En Catalunya hay mucha diversidad, pero no hay ningún partido que despierte la confianza de España, de Europa, ni mucho menos de los propios catalanes. Sánchez necesita una base electoral mínimamente sólida para impulsar un cambio que renueve el régimen del 78, y mira de aprovechar todo lo que encuentra. Catalunya fue el factor estabilizador de la primera Transición, pero ahora tiene la columna vertebral debilitada por una aluminosis democrática muy difícil de curar. Antes de las municipales, Sánchez contaba con que esta base le sería proporcionada por el neopujolismo de Oriol Junqueras. Pero ERC es más independentista que nacionalista y, por más que sus políticos se arrastren como si fueran gusanos, esto solo agravia el trauma de los catalanes y el problema de España.

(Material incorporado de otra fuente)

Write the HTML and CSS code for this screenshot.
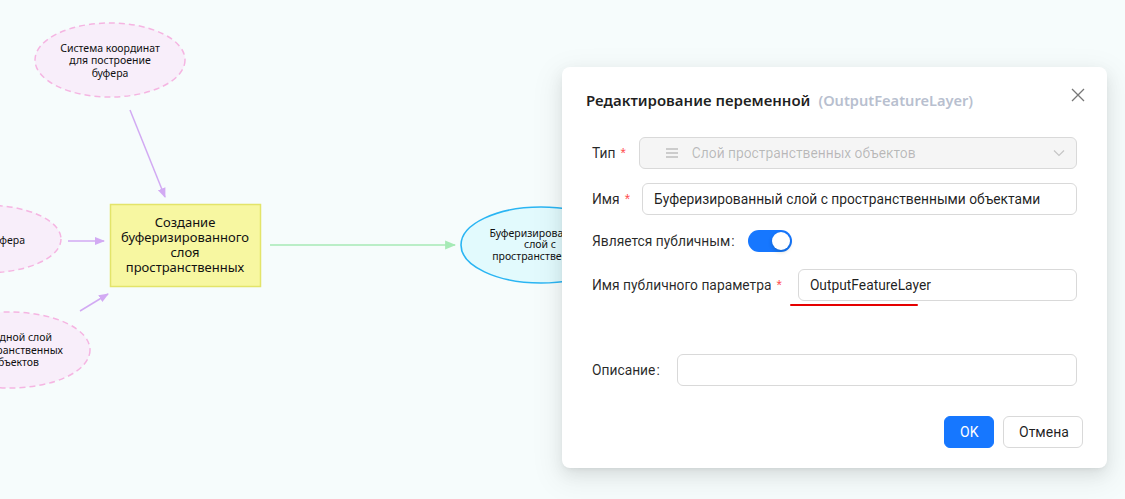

Últimamente, los socialistas se han girado hacia Puigdemont aprovechando una carambola imprevisible. Puigdemont tiene un perfil más proclive a conectar con el viejo nacionalismo defensivo de los catalanes. Sánchez intenta pactar con él poniendo el ojo en la posibilidad de restaurar aquellos equilibrios prodigiosos que tan bien funcionaban cuando España era un paraíso de ambigüedades. El PP procura ayudarlo en la tarea y va organizando su política a partir del odio a los catalanes, sea en Mallorca, en València o en Madrid. Por más odiados que se sientan, pero, los catalanes no acaban de reaccionar y si Puigdemont puede hacer a Sánchez presidente es, solo, porque hay una bolsa inmensa de independentistas que se abstiene de organizarse y de votar.

Los independentistas no se pueden volver a meter en el armario porque ya han sido expuestos y escarnecidos; a su vez, tampoco saben cómo participar en los debates públicos de manera natural porque han perdido la confianza en los jueces y los partidos políticos. Nadie parece preocupado por saber cómo evolucionará el estupor de los catalanes que creyeron en el amor libre, quiero decir, en la democracia, y se sintieron traicionados. Es una evolución que no dependerá mucho de lo que pacten Puigdemont y Sánchez, ni de las políticas contra los catalanes que implementen Vox y el PP. En general los primeros gais que conocí eran bastante histriónicos y no parecía que se lo pasaran muy bien, a pesar de que no había nada que, en principio, les oprimiera.

El independentismo tiene que encontrar su forma y, cuando la encuentre, si la encuentra, su nacionalismo será más directo y más limpio y, por lo tanto, más efectivo que el de los últimos 40 años. De momento, la cosa más sensata que Sánchez puede hacer es gobernar como si estuviera sentado encima de una burbuja de aire inmensa, teniendo presente que la gente no es imbécil. Si quiere durar, la mejor estrategia que puede seguir es gestionar el ir tirando intentando envenenar y de oprimir lo menos posible la evolución natural de los catalanes y los españoles que, como él, crecieron y se educaron en democracia.